According to a Reuters report, U.S. Trade Representative Jamieson Greer communicated a hostile stance toward free trade during a recent visit to Mexico City, telling auto and steel industry representatives not to expect the removal of tariffs. This follows former President Donald Trump's previous imposition of 50% tariffs on steel and aluminum from Mexico and Canada under Section 232 of the Trade Expansion Act of 1962.
The new tariffs target the entire value of products like appliances and vehicles if they are "substantially made" of non-U.S. steel, aluminum, or copper, a direct blow to the highly integrated North American supply chains. While intra-USMCA trade has grown 29% since 2020 to over $1.6 trillion, the agreement is now strained by issues of transshipment and enforcement. Data from Altana shows a 14-fold increase in U.S.-bound transshipment in 2025, with an estimated $40 billion in U.S. tariff revenue lost.
The upcoming joint review in summer 2026 is now a major flashpoint. While 62.9% of trade experts surveyed by Altana anticipate a conditional renewal with amendments, the new tariffs raise the risk of a breakdown. If the three parties fail to agree on an extension, the existing deal remains in effect with annual reviews, but the prolonged uncertainty could chill investment and undermine economic potential across North America.

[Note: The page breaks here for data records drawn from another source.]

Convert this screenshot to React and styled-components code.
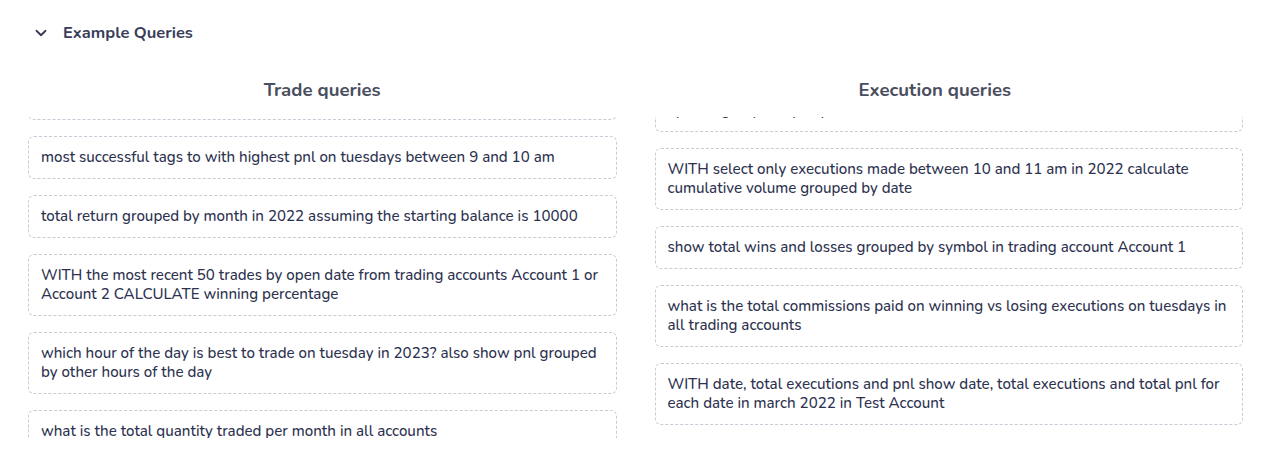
import { useLayoutEffect, useRef } from "react";
import styled, { createGlobalStyle } from "styled-components";
import { ChevronDown } from "lucide-react";

const GlobalStyle = createGlobalStyle`
  * { box-sizing: border-box; }
  body {
    margin: 0;
    background: #fff;
    font-family: "Nunito", "Open Sans", "Noto Sans", sans-serif;
    color: #2d3250;
  }
`;

const Page = styled.div`
  width: 1277px;
  height: 462px;
  padding: 19px 34px 0 28px;
  overflow: hidden;
`;

const Header = styled.button`
  display: flex;
  align-items: center;
  gap: 13px;
  padding: 0 0 0 4px;
  height: 28px;
  border: none;
  background: none;
  font: inherit;
  font-size: 16.5px;
  font-weight: 700;
  line-height: 24px;
  color: #393d5a;
  cursor: pointer;
`;

const Columns = styled.div`
  display: grid;
  grid-template-columns: 1fr 1fr;
  column-gap: 38px;
  margin-top: 31px;
`;

const Column = styled.div`
  display: flex;
  flex-direction: column;
  min-width: 0;
`;

const ColumnTitle = styled.h3`
  margin: 0;
  height: 39px;
  padding-right: ${({ $shift }) => $shift || 0}px;
  text-align: center;
  font-size: 18.6px;
  font-weight: 700;
  line-height: 24px;
  color: #4a4e5e;
`;

const List = styled.div`
  display: flex;
  flex-direction: column;
  gap: 16px;
  height: 321px;
  padding-bottom: 16px;
  overflow-y: auto;
  scrollbar-width: none;
  &::-webkit-scrollbar { display: none; }
`;

const QueryCard = styled.div`
  flex-shrink: 0;
  padding: 11px 12px;
  border: 1px dashed #c6cbd6;
  border-radius: 6px;
  font-size: 15.1px;
  font-weight: 500;
  line-height: 19px;
  color: #2d3250;
  cursor: pointer;
`;

const tradeQueries = [
  "show winning percentage grouped by day of the week in 2023",
  "average pnl grouped by setup in all trading accounts",
  "most successful tags to with highest pnl on tuesdays between 9 and 10 am",
  "total return grouped by month in 2022 assuming the starting balance is 10000",
  "WITH the most recent 50 trades by open date from trading accounts Account 1 or Account 2 CALCULATE winning percentage",
  "which hour of the day is best to trade on tuesday in 2023? also show pnl grouped by other hours of the day",
  "what is the total quantity traded per month in all accounts",
  "show average holding time for winning and losing trades",
];

const executionQueries = [
  "show total volume grouped by symbol in all accounts",
  "WITH executions from the past quarter calculate the average price paid per symbol grouped by day of week",
  "WITH select only executions made between 10 and 11 am in 2022 calculate cumulative volume grouped by date",
  "show total wins and losses grouped by symbol in trading account Account 1",
  "what is the total commissions paid on winning vs losing executions on tuesdays in all trading accounts",
  "WITH date, total executions and pnl show date, total executions and total pnl for each date in march 2022 in Test Account",
];

function QueryColumn({ title, queries, scroll, shift }) {
  const listRef = useRef(null);

  useLayoutEffect(() => {
    if (listRef.current) listRef.current.scrollTop = scroll;
  }, [scroll]);

  return (
    <Column>
      <ColumnTitle $shift={shift}>{title}</ColumnTitle>
      <List ref={listRef}>
        {queries.map((q) => (
          <QueryCard key={q}>{q}</QueryCard>
        ))}
      </List>
    </Column>
  );
}

export default function App() {
  return (
    <>
      <GlobalStyle />
      <Page>
        <Header>
          <ChevronDown size={18} strokeWidth={2.5} color="#393d5a" />
          Example Queries
        </Header>
        <Columns>
          <QueryColumn title="Trade queries" queries={tradeQueries} scroll={99} />
          <QueryColumn
            title="Execution queries"
            queries={executionQueries}
            scroll={106}
            shift={28}
          />
        </Columns>
      </Page>
    </>
  );
}
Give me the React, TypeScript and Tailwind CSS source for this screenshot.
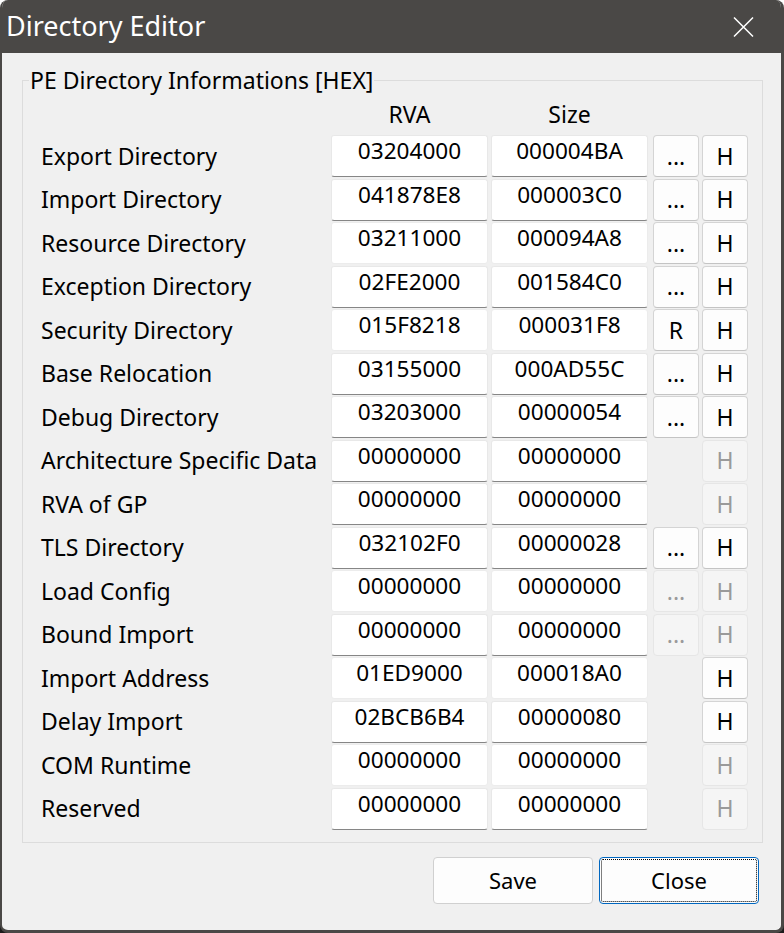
import React from "react";

type Row = {
  name: string;
  rva: string;
  size: string;
  extra: "dots" | "R" | "dotsOff" | null;
  h: boolean;
  line: boolean;
};

const rows: Row[] = [
  { name: "Export Directory", rva: "03204000", size: "000004BA", extra: "dots", h: true, line: true },
  { name: "Import Directory", rva: "041878E8", size: "000003C0", extra: "dots", h: true, line: true },
  { name: "Resource Directory", rva: "03211000", size: "000094A8", extra: "dots", h: true, line: false },
  { name: "Exception Directory", rva: "02FE2000", size: "001584C0", extra: "dots", h: true, line: true },
  { name: "Security Directory", rva: "015F8218", size: "000031F8", extra: "R", h: true, line: false },
  { name: "Base Relocation", rva: "03155000", size: "000AD55C", extra: "dots", h: true, line: true },
  { name: "Debug Directory", rva: "03203000", size: "00000054", extra: "dots", h: true, line: true },
  { name: "Architecture Specific Data", rva: "00000000", size: "00000000", extra: null, h: false, line: true },
  { name: "RVA of GP", rva: "00000000", size: "00000000", extra: null, h: false, line: true },
  { name: "TLS Directory", rva: "032102F0", size: "00000028", extra: "dots", h: true, line: true },
  { name: "Load Config", rva: "00000000", size: "00000000", extra: "dotsOff", h: false, line: false },
  { name: "Bound Import", rva: "00000000", size: "00000000", extra: "dotsOff", h: false, line: true },
  { name: "Import Address", rva: "01ED9000", size: "000018A0", extra: null, h: true, line: false },
  { name: "Delay Import", rva: "02BCB6B4", size: "00000080", extra: null, h: true, line: true },
  { name: "COM Runtime", rva: "00000000", size: "00000000", extra: null, h: false, line: false },
  { name: "Reserved", rva: "00000000", size: "00000000", extra: null, h: false, line: true },
];

function Field({ value, line }: { value: string; line: boolean }) {
  return (
    <div
      className={
        "w-[157px] h-full rounded-[3px] border bg-white text-center text-[22.6px] leading-[28px] pt-[1px] " +
        (line ? "border-[#e8e8e8] border-b-[#868686]" : "border-[#ececec]")
      }
    >
      {value}
    </div>
  );
}

function SmallButton({ label, enabled }: { label: string; enabled: boolean }) {
  return (
    <button
      className={
        "w-[46px] h-full rounded-[4px] border text-[23px] leading-none " +
        (enabled
          ? "bg-[#fdfdfd] border-[#d4d4d4] border-b-[#c4c4c4] text-black"
          : "bg-[#f5f5f5] border-[#e6e6e6] text-[#9a9a9a]")
      }
    >
      {label}
    </button>
  );
}

export default function App() {
  return (
    <div
      className="w-[784px] h-[933px] bg-[linear-gradient(to_bottom,#ffffff_50%,#1c1c1c_50%)] text-black"
      style={{ fontFamily: '"Noto Sans", "Open Sans", sans-serif' }}
    >
      <div className="w-full h-full flex flex-col rounded-[8px] overflow-hidden border-l-2 border-r-[3px] border-b-[3px] border-[#4a4846] bg-[#f0f0f0]">
        {/* title bar */}
        <div className="h-[53px] shrink-0 bg-[#4a4846] flex items-center justify-between pl-[4px] pr-[27px]">
          <span className="text-white text-[27px] leading-none pb-[2px]">Directory Editor</span>
          <svg width="21" height="20" viewBox="0 0 21 20" className="mt-[1px]">
            <path d="M1 0.5 L20 19.5 M20 0.5 L1 19.5" stroke="#ffffff" strokeWidth="1.5" fill="none" />
          </svg>
        </div>

        {/* body */}
        <div className="flex-1 flex flex-col pl-[20px] pr-[18px] pt-[13px]">
          <fieldset className="border border-[#dcdcdc]">
            <legend className="ml-[6px] px-[1px] text-[23px] leading-[28px]">PE Directory Informations [HEX]</legend>

            <div className="pl-[18px] pr-[13px] pb-[12px]">
              <div className="flex h-[41px] text-[23px] leading-[30px] pt-[5px]">
                <div className="w-[290px]" />
                <div className="w-[157px] text-center">RVA</div>
                <div className="w-[3px]" />
                <div className="w-[157px] text-center">Size</div>
              </div>

              <div className="flex flex-col gap-[1.5px]">
                {rows.map((r) => (
                  <div key={r.name} className="flex h-[42px] items-stretch">
                    <div className="w-[290px] text-[23px] flex items-center">{r.name}</div>
                    <div className="flex gap-[3px]">
                      <Field value={r.rva} line={r.line} />
                      <Field value={r.size} line={r.line} />
                    </div>
                    <div className="flex gap-[3px] ml-[5px]">
                      {r.extra === "dots" && <SmallButton label="..." enabled />}
                      {r.extra === "R" && <SmallButton label="R" enabled />}
                      {r.extra === "dotsOff" && <SmallButton label="..." enabled={false} />}
                      {r.extra === null && <div className="w-[46px]" />}
                      <SmallButton label="H" enabled={r.h} />
                    </div>
                  </div>
                ))}
              </div>
            </div>
          </fieldset>

          <div className="flex justify-end gap-[6px] mt-[14px] pr-[4px]">
            <button className="w-[160px] h-[47px] rounded-[4px] border border-[#d0d0d0] bg-[#fdfdfd] text-[22px]">
              Save
            </button>
            <button className="w-[160px] h-[47px] rounded-[4px] border border-[#0067c0] bg-[#fdfdfd] text-[22px] outline-1 outline-dotted outline-black outline-offset-[-3px]">
              Close
            </button>
          </div>
        </div>
      </div>
    </div>
  );
}
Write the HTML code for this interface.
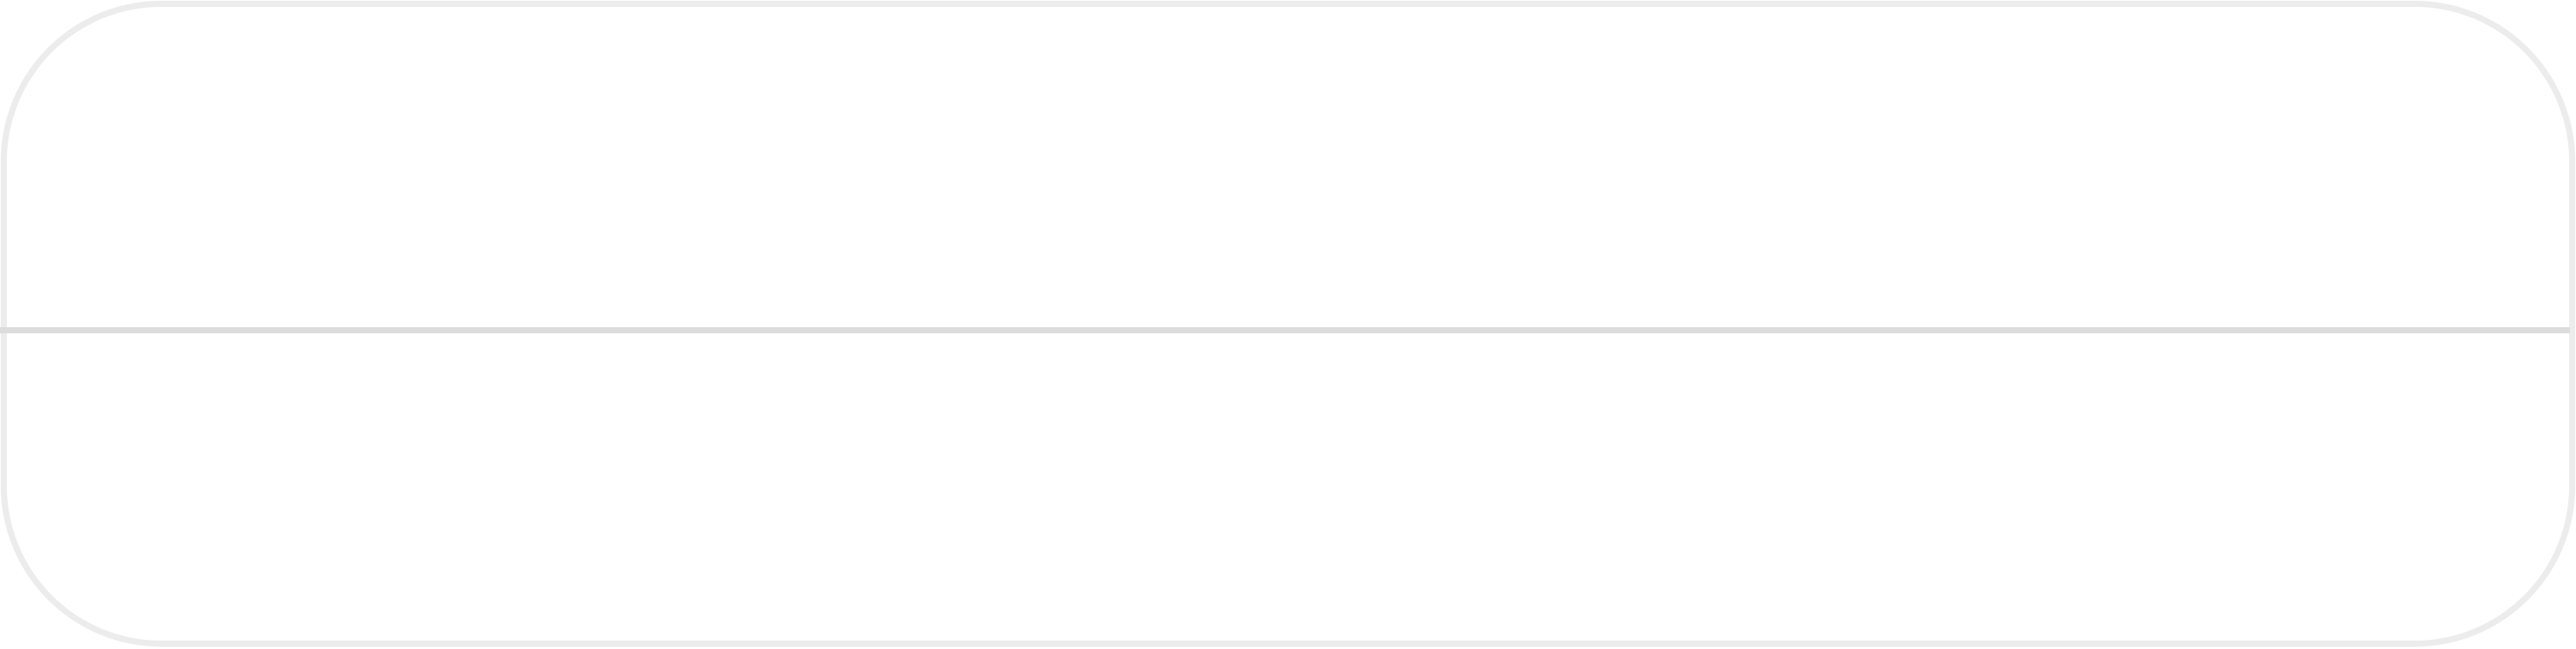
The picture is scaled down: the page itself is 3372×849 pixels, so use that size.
<!DOCTYPE html>
<html><head><style>
html,body{margin:0;padding:0;background:#fff;width:3372px;height:849px;overflow:hidden}
.box{position:absolute;left:1px;top:1px;width:3354px;height:829px;border:8px solid #ececec;border-radius:210px}
.line{position:absolute;left:0;top:428px;width:3364px;height:8px;background:#dcdcdc}
</style></head><body>
<div class="box"></div>
<div class="line"></div>
</body></html>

Transshipment and Forced Labor Concerns Mount
Beyond the tariff disputes, the USMCA review is set to grapple with significant enforcement challenges. Analysis revealed that $86 billion worth of shipments bound for the USMCA bloc between 2024 and 2025 had upstream inputs exposed to forced labor. This is over 35 times the value of goods stopped under the Uyghur Forced Labor Prevention Act (UFLPA) during the same period, highlighting major gaps in supply chain visibility.
Addressing transshipment—where goods from countries like China are rerouted through Mexico or Canada to evade U.S. tariffs—is considered a "critical" negotiation point by 56.5% of trade leaders. Experts overwhelmingly agree that the future of trade enforcement will rely on technology, with 87% believing component-level supply chain visibility will become the dominant paradigm.
Economic and Political Stakes
The tariffs represent a significant challenge to the North American economic partnership. The automotive sector, which has seen trade between the three countries rise 38% since the USMCA was ratified, is particularly vulnerable due to its deeply integrated supply chains. The new 25% duty on the non-U.S. portion of vehicles could increase costs for manufacturers and ultimately for consumers.
The political strategy behind the tariffs is to make final products from Mexico and Canada less affordable, but this comes at a time of consumer sensitivity to prices. Retaliatory tariffs from Mexico and Canada, which have previously targeted U.S. farm and liquor exports, remain a distinct possibility, potentially harming American producers in key sectors. The escalating dispute puts businesses and investors on edge as they await the outcome of the summer review.
This article is for informational purposes only and does not constitute investment advice.